[Records with interface code]
******************************
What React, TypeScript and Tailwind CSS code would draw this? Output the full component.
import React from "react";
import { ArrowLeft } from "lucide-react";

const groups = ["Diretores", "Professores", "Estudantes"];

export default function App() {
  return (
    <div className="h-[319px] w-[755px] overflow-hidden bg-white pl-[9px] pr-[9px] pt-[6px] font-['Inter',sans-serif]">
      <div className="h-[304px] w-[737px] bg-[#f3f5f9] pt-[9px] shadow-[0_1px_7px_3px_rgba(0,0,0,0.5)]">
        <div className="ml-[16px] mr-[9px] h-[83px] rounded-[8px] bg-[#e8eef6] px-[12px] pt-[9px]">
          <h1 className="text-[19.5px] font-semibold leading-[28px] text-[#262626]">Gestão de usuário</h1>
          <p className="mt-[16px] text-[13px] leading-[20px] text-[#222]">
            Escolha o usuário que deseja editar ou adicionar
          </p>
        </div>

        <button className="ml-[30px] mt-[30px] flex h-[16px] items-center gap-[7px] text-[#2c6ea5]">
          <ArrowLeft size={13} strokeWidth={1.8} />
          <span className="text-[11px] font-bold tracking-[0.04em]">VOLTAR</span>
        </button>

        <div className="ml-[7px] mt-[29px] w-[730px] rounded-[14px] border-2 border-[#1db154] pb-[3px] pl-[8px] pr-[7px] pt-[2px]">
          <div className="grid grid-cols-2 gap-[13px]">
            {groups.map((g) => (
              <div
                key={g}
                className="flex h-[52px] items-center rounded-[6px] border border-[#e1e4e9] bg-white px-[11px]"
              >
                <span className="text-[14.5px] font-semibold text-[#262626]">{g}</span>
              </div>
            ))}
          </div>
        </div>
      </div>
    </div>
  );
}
******************************
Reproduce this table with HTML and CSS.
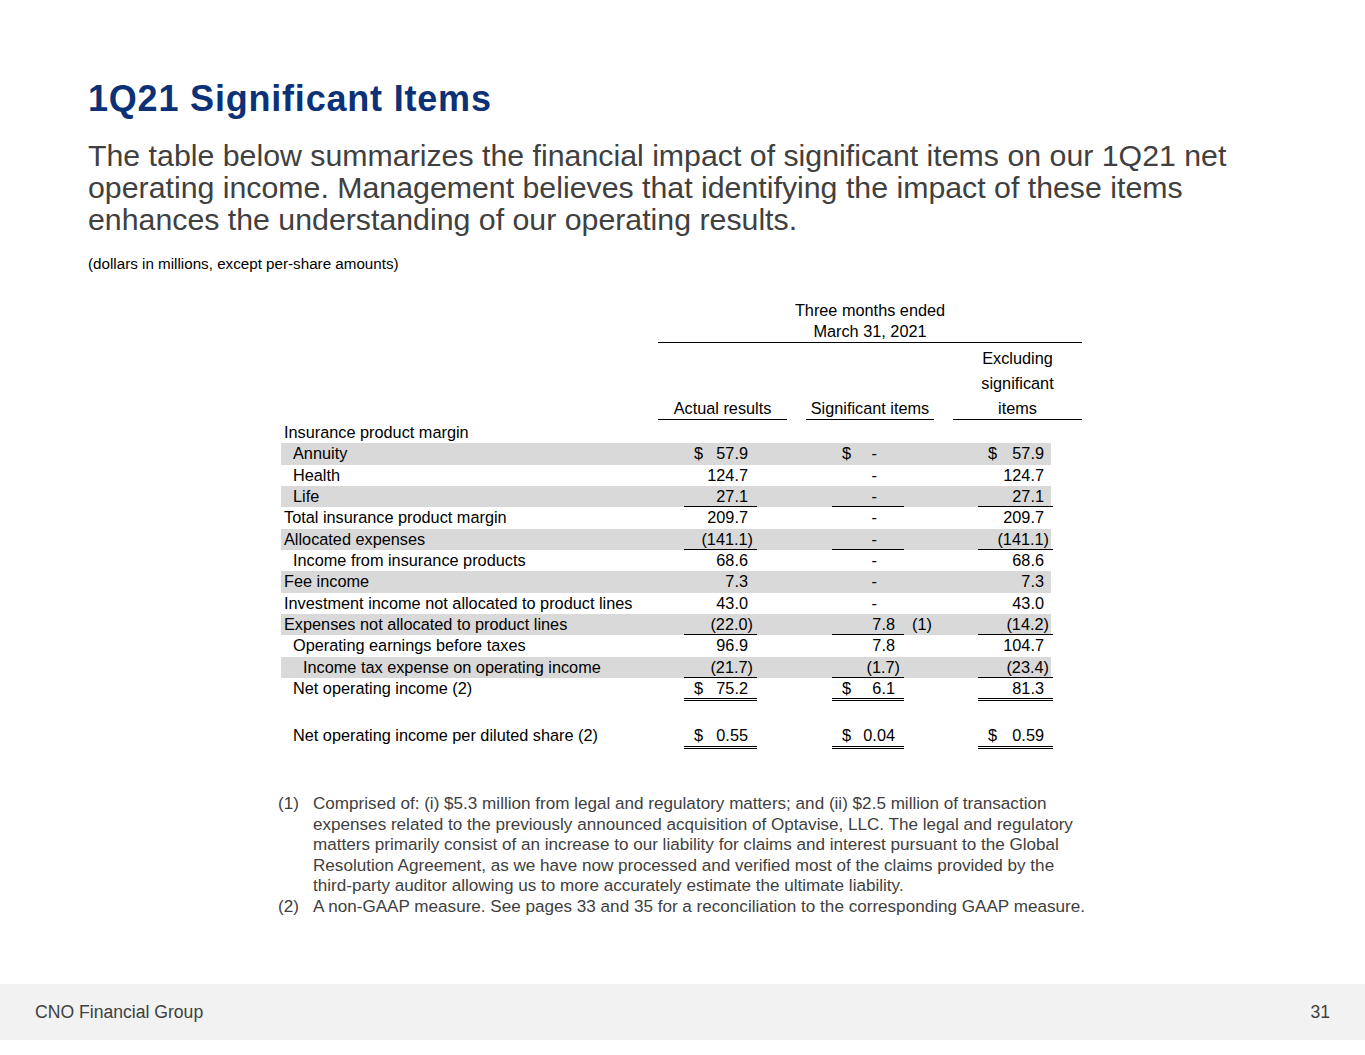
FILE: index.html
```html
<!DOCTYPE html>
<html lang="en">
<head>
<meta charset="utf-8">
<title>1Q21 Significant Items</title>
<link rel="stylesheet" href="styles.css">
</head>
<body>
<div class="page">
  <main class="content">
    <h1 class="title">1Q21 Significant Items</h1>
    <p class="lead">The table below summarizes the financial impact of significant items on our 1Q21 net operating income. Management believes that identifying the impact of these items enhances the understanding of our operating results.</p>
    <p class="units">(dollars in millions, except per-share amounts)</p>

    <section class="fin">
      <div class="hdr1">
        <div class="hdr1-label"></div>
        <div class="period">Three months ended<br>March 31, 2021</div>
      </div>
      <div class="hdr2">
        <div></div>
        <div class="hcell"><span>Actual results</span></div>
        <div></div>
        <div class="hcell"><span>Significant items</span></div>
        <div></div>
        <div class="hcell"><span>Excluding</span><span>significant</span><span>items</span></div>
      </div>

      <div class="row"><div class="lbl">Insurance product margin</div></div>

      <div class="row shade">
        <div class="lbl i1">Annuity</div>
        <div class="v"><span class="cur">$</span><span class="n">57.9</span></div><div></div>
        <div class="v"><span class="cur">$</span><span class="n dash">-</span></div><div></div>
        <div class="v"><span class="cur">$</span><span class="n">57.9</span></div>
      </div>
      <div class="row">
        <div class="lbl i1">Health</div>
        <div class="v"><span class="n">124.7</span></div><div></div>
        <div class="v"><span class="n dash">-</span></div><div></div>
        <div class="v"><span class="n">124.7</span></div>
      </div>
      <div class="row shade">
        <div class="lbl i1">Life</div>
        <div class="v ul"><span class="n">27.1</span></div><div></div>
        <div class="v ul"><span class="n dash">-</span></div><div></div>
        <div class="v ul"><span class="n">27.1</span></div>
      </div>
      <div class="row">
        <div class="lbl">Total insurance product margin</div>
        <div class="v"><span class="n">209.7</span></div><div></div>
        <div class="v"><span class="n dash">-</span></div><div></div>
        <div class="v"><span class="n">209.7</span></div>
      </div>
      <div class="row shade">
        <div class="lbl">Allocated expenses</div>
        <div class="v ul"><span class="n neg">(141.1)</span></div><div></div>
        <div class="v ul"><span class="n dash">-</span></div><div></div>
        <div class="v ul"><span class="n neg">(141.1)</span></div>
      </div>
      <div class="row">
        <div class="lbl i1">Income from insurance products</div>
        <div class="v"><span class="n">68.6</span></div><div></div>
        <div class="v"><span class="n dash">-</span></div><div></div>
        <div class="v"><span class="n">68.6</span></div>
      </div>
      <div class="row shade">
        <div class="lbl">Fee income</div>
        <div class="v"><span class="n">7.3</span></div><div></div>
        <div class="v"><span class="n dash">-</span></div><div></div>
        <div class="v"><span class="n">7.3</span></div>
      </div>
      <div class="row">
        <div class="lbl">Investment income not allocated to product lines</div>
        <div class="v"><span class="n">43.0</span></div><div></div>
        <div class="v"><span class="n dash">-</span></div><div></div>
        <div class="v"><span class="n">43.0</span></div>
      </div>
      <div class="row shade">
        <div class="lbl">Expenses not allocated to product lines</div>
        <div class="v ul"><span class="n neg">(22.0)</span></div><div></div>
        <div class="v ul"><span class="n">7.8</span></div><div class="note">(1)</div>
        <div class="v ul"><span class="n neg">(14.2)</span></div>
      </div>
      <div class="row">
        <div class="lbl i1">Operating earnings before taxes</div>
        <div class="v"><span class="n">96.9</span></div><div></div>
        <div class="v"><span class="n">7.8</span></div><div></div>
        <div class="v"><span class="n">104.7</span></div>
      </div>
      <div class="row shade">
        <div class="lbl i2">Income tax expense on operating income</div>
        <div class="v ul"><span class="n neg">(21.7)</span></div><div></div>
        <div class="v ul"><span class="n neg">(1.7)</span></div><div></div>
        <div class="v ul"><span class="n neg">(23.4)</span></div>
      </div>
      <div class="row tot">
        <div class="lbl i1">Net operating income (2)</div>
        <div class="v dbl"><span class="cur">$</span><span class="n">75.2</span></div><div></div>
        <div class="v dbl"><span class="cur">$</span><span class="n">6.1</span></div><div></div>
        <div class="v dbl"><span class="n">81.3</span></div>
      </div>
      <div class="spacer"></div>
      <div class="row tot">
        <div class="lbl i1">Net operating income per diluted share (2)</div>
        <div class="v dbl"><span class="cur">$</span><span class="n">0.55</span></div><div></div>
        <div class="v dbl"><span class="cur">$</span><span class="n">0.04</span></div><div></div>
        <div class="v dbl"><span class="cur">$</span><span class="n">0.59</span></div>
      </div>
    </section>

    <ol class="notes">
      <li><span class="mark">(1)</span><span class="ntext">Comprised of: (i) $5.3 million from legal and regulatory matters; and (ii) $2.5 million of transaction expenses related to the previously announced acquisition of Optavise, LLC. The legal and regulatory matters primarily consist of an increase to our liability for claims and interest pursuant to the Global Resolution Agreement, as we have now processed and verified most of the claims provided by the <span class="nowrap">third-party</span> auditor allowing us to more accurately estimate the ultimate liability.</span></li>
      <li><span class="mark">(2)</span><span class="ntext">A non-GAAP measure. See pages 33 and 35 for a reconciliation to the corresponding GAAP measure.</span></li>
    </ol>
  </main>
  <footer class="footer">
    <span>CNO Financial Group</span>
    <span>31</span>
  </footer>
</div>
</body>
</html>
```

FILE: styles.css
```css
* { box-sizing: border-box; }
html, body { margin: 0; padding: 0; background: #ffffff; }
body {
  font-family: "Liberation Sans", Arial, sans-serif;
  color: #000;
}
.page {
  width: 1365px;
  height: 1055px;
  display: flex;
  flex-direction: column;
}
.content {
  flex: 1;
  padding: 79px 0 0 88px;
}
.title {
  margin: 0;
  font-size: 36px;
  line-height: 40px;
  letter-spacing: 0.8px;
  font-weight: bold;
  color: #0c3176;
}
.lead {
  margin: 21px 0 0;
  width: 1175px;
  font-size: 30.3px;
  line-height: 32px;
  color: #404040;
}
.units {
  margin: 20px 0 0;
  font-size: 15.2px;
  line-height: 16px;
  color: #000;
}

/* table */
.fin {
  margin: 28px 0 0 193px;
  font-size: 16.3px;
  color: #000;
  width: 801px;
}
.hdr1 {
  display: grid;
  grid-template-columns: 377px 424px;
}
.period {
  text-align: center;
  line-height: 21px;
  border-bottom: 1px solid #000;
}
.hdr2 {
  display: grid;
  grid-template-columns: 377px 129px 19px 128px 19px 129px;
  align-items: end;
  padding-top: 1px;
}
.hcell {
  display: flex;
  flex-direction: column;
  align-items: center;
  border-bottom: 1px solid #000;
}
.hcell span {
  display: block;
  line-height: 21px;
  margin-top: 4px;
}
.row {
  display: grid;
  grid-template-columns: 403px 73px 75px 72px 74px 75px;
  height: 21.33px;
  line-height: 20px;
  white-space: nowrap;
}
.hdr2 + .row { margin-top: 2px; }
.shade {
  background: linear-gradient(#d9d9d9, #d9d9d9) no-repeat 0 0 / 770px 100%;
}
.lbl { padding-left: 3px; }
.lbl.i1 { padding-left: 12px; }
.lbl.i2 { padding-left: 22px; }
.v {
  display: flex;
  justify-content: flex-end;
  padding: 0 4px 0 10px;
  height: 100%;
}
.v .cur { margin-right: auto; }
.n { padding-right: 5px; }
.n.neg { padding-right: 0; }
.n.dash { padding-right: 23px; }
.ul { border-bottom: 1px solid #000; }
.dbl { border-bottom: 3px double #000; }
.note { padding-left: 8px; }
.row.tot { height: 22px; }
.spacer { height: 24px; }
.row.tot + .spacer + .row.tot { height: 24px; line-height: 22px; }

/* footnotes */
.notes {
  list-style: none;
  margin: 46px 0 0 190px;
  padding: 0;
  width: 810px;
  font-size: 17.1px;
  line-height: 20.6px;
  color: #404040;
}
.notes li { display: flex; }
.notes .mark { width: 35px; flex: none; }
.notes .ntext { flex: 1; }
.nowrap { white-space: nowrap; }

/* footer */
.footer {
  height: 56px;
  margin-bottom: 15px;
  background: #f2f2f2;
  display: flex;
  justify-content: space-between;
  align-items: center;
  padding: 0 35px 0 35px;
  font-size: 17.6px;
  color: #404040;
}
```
******************************
Written task ::
Report the number of lines in the listing where the string "table" appears, and nothing besides.

Response to this exercise ::
3